▶ [Job] Pull out every line with the word "components".

-=-=-

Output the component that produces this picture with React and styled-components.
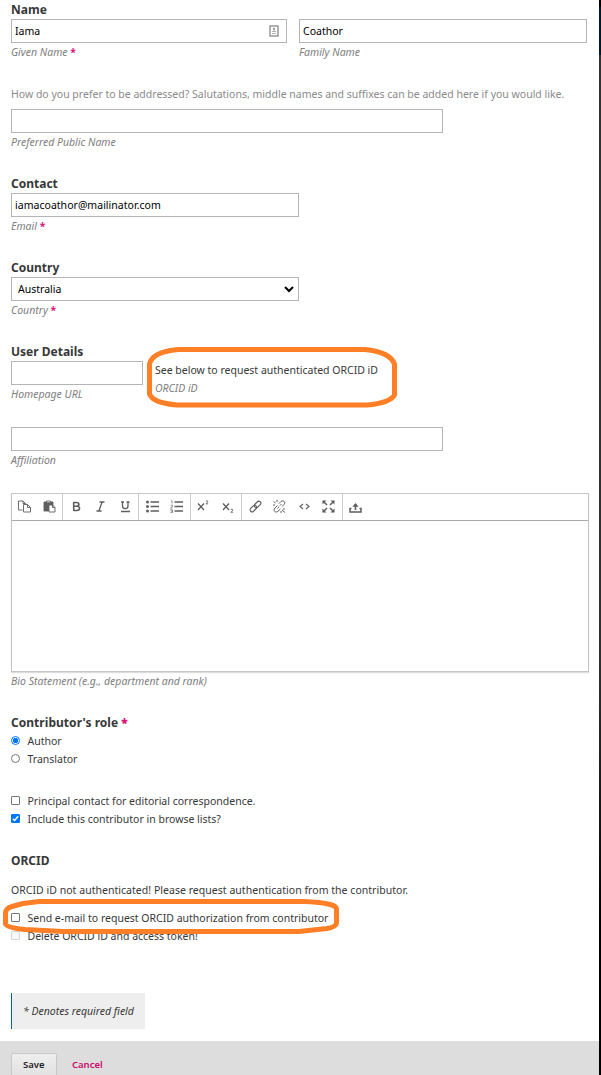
import React from 'react';
import styled, { createGlobalStyle, css } from 'styled-components';

const Global = createGlobalStyle`
  * { box-sizing: border-box; }
  html, body { margin: 0; background: #fff; overflow: hidden; }
  body { font-family: "Noto Sans", "Open Sans", sans-serif; font-size: 10.5px; line-height: 18px; color: #383838; }
`;
const Page = styled.div`
  position: relative;
  display: flex;
  width: 601px;
  height: 1075px;
  overflow: hidden;
`;
const Main = styled.main`
  width: 599px;
  display: flex;
  flex-direction: column;
`;
const Edge = styled.div`
  flex: 1;
  background: linear-gradient(#000 0 7px, #00182b 7px 55px, #333 55px, #303030 660px, #202020 760px, #0c0c0c 870px, #000 920px);
`;
const Form = styled.form`
  display: flex;
  flex-direction: column;
  gap: 24px;
  height: 1041px;
  flex: none;
  padding: 1px 10px 0 11px;
`;
const Section = styled.section`
  display: flex;
  flex-direction: column;
  margin-top: ${p => p.$top || 0}px;
`;
const Row = styled.div`
  display: flex;
  gap: 12px;
`;
const Text = styled.span`
  display: block;
  white-space: nowrap;
  letter-spacing: ${p => p.$track || 0}px;
`;
const Heading = styled(Text).attrs({ as: 'h3' })`
  margin: 0;
  font-size: 12px;
  font-weight: 700;
  color: #383838;
`;
const Label = styled(Text)`
  font-style: italic;
  color: #7e7e7e;
`;
const Description = styled(Text)`
  color: #8a8a8a;
  margin-bottom: 6px;
`;
const Star = styled.b`
  color: #dc1478;
  font-style: normal;
`;
const Field = styled.div`
  width: ${p => p.$width}px;
`;
const Box = styled.div`
  display: flex;
  align-items: center;
  justify-content: space-between;
  height: 24px;
  border: 1px solid #b5b5b5;
  padding: 0 ${p => p.$select ? '3px 0 6px' : '7px 0 3px'};
  color: #000;
`;
const Editor = styled.div`
  width: 578px;
  height: 179px;
  border: 1px solid #c5c5c5;
  box-shadow: 0 1px 1px #ddd;
`;
const Toolbar = styled.div`
  display: flex;
  height: 27px;
  border-bottom: 1px solid #aaa;
`;
const Group = styled.div`
  display: flex;
  width: ${p => p.$width}px;
  padding: 0 0 1px ${p => p.$pad}px;
  gap: 9.5px;
  align-items: center;
  border-right: ${p => p.$last ? 0 : 1}px solid #ccc;
`;
const Icon = styled.svg`
  flex: none;
  width: ${p => p.$w || 15}px;
  height: ${p => p.$h || 15}px;
  fill: none;
  stroke: #5e5e5e;
  stroke-width: 0.9;
  overflow: visible;
`;
const Option = styled.label`
  display: flex;
  align-items: center;
  height: 18px;
`;
const Mark = styled.span`
  width: 9px;
  height: 9px;
  flex: none;
  margin: 0 7.5px 1px 0;
  display: flex;
  background: #fff;
  border: 1px solid #767676;
  border-radius: ${p => p.$radio ? '50%' : '1px'};
  ${p => p.$checked && p.$radio && css`border-color: #0075ff; background: radial-gradient(circle, #0075ff 0 2.5px, #fff 3px);`}
  ${p => p.$checked && !p.$radio && css`border-color: #0075ff; background: #0075ff;`}
  ${p => p.$disabled && css`border-color: #d5d5d5; background: #f8f8f8;`}
  svg { width: 7px; height: 7px; stroke: #fff; stroke-width: 1.4; fill: none; }
`;
const Note = styled.p`
  width: 134px;
  height: 36px;
  margin: 24px 0 0;
  padding: 9px 0 0 11px;
  background: #eee;
  border-left: 1px solid #006798;
  font-style: italic;
`;
const Footer = styled.footer`
  display: flex;
  align-items: flex-start;
  gap: 15px;
  flex: 1;
  padding: 12px 0 0 11px;
  background: #ddd;
  font-weight: 700;
`;
const Save = styled.div`
  width: 46px;
  height: 26px;
  padding: 2px 0 0 11px;
  border: 1px solid #c8c8c8;
  border-radius: 2px;
  background: linear-gradient(#eee, #e0e0e0);
  color: #222;
  font-size: 9.5px;
  font-weight: 600;
`;
const Cancel = styled.a`
  padding-top: 3px;
  color: #d00a6c;
  font-size: 9.5px;
  font-weight: 600;
`;
const Outline = styled.svg`
  position: absolute;
  left: ${p => p.$x}px;
  top: ${p => p.$y}px;
  fill: none;
  stroke: #ff7f27;
  stroke-width: 5;
  stroke-linejoin: round;
  overflow: visible;
`;

const Input = ({ width, label, required, value, track, children, select }) => (
  <Field $width={width}>
    <Box $select={select}><Text $track={track}>{value}</Text>{children}</Box>
    <Label>{label}{required && <> <Star>*</Star></>}</Label>
  </Field>
);
const Choice = ({ children, ...state }) => (
  <Option>
    <Mark {...state}>{state.$checked && !state.$radio && <svg viewBox="0 0 7 7"><path d="M.8 3.8 2.6 5.5 6.2 1.2" /></svg>}</Mark>
    <Text>{children}</Text>
  </Option>
);

const icons = {
  copy: <path d="M5.500 11H1.500V2h4.500l2.500 2.500v1M6 2v2.500h2.500M6.500 5.500h4l3 3v4.500h-7ZM10.500 5.500v3h3" />,
  paste: <><path d="M2 3h9v4H6.500v5H2Z" fill="#5e5e5e" /><path d="M4.500 2h4v1.800h-4ZM7 6h3.500L13 8.500V13H7ZM10.500 6v2.500H13" fill="#fff" /></>,
  bold: <path d="M4.700 3v9M4.700 3.500h2.800c3.200 0 3.200 3.700 0 3.700H4.700h3.200c3.500 0 3.500 4.300 0 4.300H4.700" strokeWidth="1.6" />,
  italic: <path d="M6.500 3h5M3.500 12h5M9.100 3 5.900 12" strokeWidth="1.3" />,
  underline: <path d="M3 3h3M8.500 3h3M4.500 3v4c0 3.500 5.500 3.500 5.500 0V3M3 12.500h9" strokeWidth="1.3" />,
  bullets: <><path d="M5.500 3H14M5.500 7.500H14M5.500 12H14" strokeWidth="1.3" /><g fill="#5e5e5e" stroke="none"><circle cx="2.500" cy="3" r="1.500" /><circle cx="2.500" cy="7.500" r="1.500" /><circle cx="2.500" cy="12" r="1.500" /></g></>,
  numbers: <><path d="M5.500 3H14M5.500 7.500H14M5.500 12H14" strokeWidth="1.3" /><path d="M2 1.800h1v2.700M1.500 6.300h2v1l-2 1.700h2M1.500 10.800h2v2.700h-2M1.500 12h2" strokeWidth=".7" /></>,
  sup: <><path d="m2 4.500 6 6.500m0-6.500-6 6.500" strokeWidth="1.3" /><path d="M9.800 2h1.900v1.300l-1.900 1.500h2.300" strokeWidth=".8" /></>,
  sub: <><path d="m2 4.500 6 6.500m0-6.500-6 6.500" strokeWidth="1.3" /><path d="M9.800 10.500h1.900v1.300l-1.900 1.500h2.300" strokeWidth=".8" /></>,
  link: <g transform="rotate(-45 7.500 7.500)" strokeWidth="1.1"><rect x=".8" y="5.500" width="7.500" height="4" rx="2" /><rect x="6.700" y="5.500" width="7.500" height="4" rx="2" /></g>,
  unlink: <path d="M7 4.500 9 2.500c2.500-2 5 1 3 3L10 7.500M5.500 6.500 3 9c-2.500 2.500.8 5.500 3 3.200L8.500 10M5.500 9.500l1.700-1.700M8 6.500 9.500 5M1.500 2.500l2 1.500M5 .8V3M1 6h2M10 11l3 2.500M13 10h-2M9 12v2" strokeWidth="1" />,
  code: <path d="M6 5 3 7.500 6 10M9 5l3 2.500L9 10" strokeWidth="1.1" />,
  full: <><path d="m2 2 4 4M13 2 9 6M2 13l4-4M13 13 9 9" strokeWidth="1.5" /><path d="M1.500 1.500h4l-4 4ZM13.500 1.500h-4l4 4ZM1.500 13.500h4l-4-4ZM13.500 13.500h-4l4-4Z" fill="#5e5e5e" stroke="none" /></>,
  upload: <><path d="M3.500 9.500H2v3.500h11V9.500h-1.500" strokeWidth="1.5" /><path d="M7.500 5v6" strokeWidth="1.6" /><path d="m4.400 7.800 3.100-3.800 3.100 3.800Z" fill="#5e5e5e" stroke="none" /></>,
};
const groups = [
  { w: 51, pad: 5, names: ['copy', 'paste'] },
  { w: 76, pad: 5.5, names: ['bold', 'italic', 'underline'] },
  { w: 52, pad: 5.5, names: ['bullets', 'numbers'] },
  { w: 51, pad: 5, names: ['sup', 'sub'] },
  { w: 101, pad: 5.5, names: ['link', 'unlink', 'code', 'full'] },
  { w: 40, pad: 5, names: ['upload'], last: true },
];

export default function App() {
  return (
    <Page>
      <Global />
      <Main>
        <Form>
          <Section>
            <Heading>Name</Heading>
            <Row>
              <Input width={276} value="Iama" label="Given Name" required>
                <Icon $w={10} $h={12} viewBox="0 0 10 12"><path d="M1 1h8v10H1Z" stroke="#999" strokeWidth="1.5" /><circle cx="5" cy="4" r="1.200" fill="#999" stroke="none" /><path d="M3 6.500h4M3 8.500h4M5 4v3" stroke="#aaa" /></Icon>
              </Input>
              <Input width={288} value="Coathor" label="Family Name" />
            </Row>
          </Section>
          <Section>
            <Description>How do you prefer to be addressed? Salutations, middle names and suffixes can be added here if you would like.</Description>
            <Input width={432} label="Preferred Public Name" />
          </Section>
          <Section>
            <Heading>Contact</Heading>
            <Input width={288} value="iamacoathor@mailinator.com" track={0.03} label="Email" required />
          </Section>
          <Section>
            <Heading>Country</Heading>
            <Input width={288} value="Australia" label="Country" required select>
              <Icon $w={12} $h={12} viewBox="0 0 12 12"><path d="m2 4 4 4 4-4" stroke="#000" strokeWidth="2" /></Icon>
            </Input>
          </Section>
          <Section>
            <Heading>User Details</Heading>
            <Row>
              <Input width={132} label="Homepage URL" />
              <Field $width={260}>
                <Text>See below to request authenticated ORCID iD</Text>
                <Label>ORCID iD</Label>
              </Field>
            </Row>
          </Section>
          <Section><Input width={432} label="Affiliation" /></Section>
          <Section>
            <Editor>
              <Toolbar>
                {groups.map(g => (
                  <Group key={g.names[0]} $width={g.w} $pad={g.pad} $last={g.last}>
                    {g.names.map(n => <Icon key={n} viewBox="0 0 15 15">{icons[n]}</Icon>)}
                  </Group>
                ))}
              </Toolbar>
            </Editor>
            <Label>Bio Statement (e.g., department and rank)</Label>
          </Section>
          <Section>
            <Heading $track={0.04}>Contributor's role <Star>*</Star></Heading>
            <Choice $radio $checked>Author</Choice>
            <Choice $radio>Translator</Choice>
          </Section>
          <Section>
            <Choice>Principal contact for editorial correspondence.</Choice>
            <Choice $checked>Include this contributor in browse lists?</Choice>
          </Section>
          <Section>
            <Heading>ORCID</Heading>
            <Section $top={11}><Text $track={0.032}>ORCID iD not authenticated! Please request authentication from the contributor.</Text></Section>
            <Section $top={10}>
              <Choice>Send e-mail to request ORCID authorization from contributor</Choice>
              <Choice $disabled>Delete ORCID iD and access token!</Choice>
            </Section>
          </Section>
          <Note><Text>* Denotes required field</Text></Note>
        </Form>
        <Footer><Save>Save</Save><Cancel>Cancel</Cancel></Footer>
      </Main>
      <Edge />
      <Outline $x={147} $y={346} width="250" height="62"><path d="M31 3.500H218Q243 6 247.500 18V49Q243 57 220 59H30Q6 57 2.500 48V18Q5 6 31 3.500Z" /></Outline>
      <Outline $x={3} $y={899} width="336" height="36"><path d="M36 2.500H300Q318 3 327 5.500Q333 7 333.500 10V24Q333 28 324 29.500L296 32.500H60L22 30.500Q5 29 2.500 25V14Q3 9 9 7.500L20 4.500Z" /></Outline>
    </Page>
  );
}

-=-=-

▶ [Task response]
Output the component that produces this picture with React and styled-components.
import styled, { createGlobalStyle, css } from 'styled-components';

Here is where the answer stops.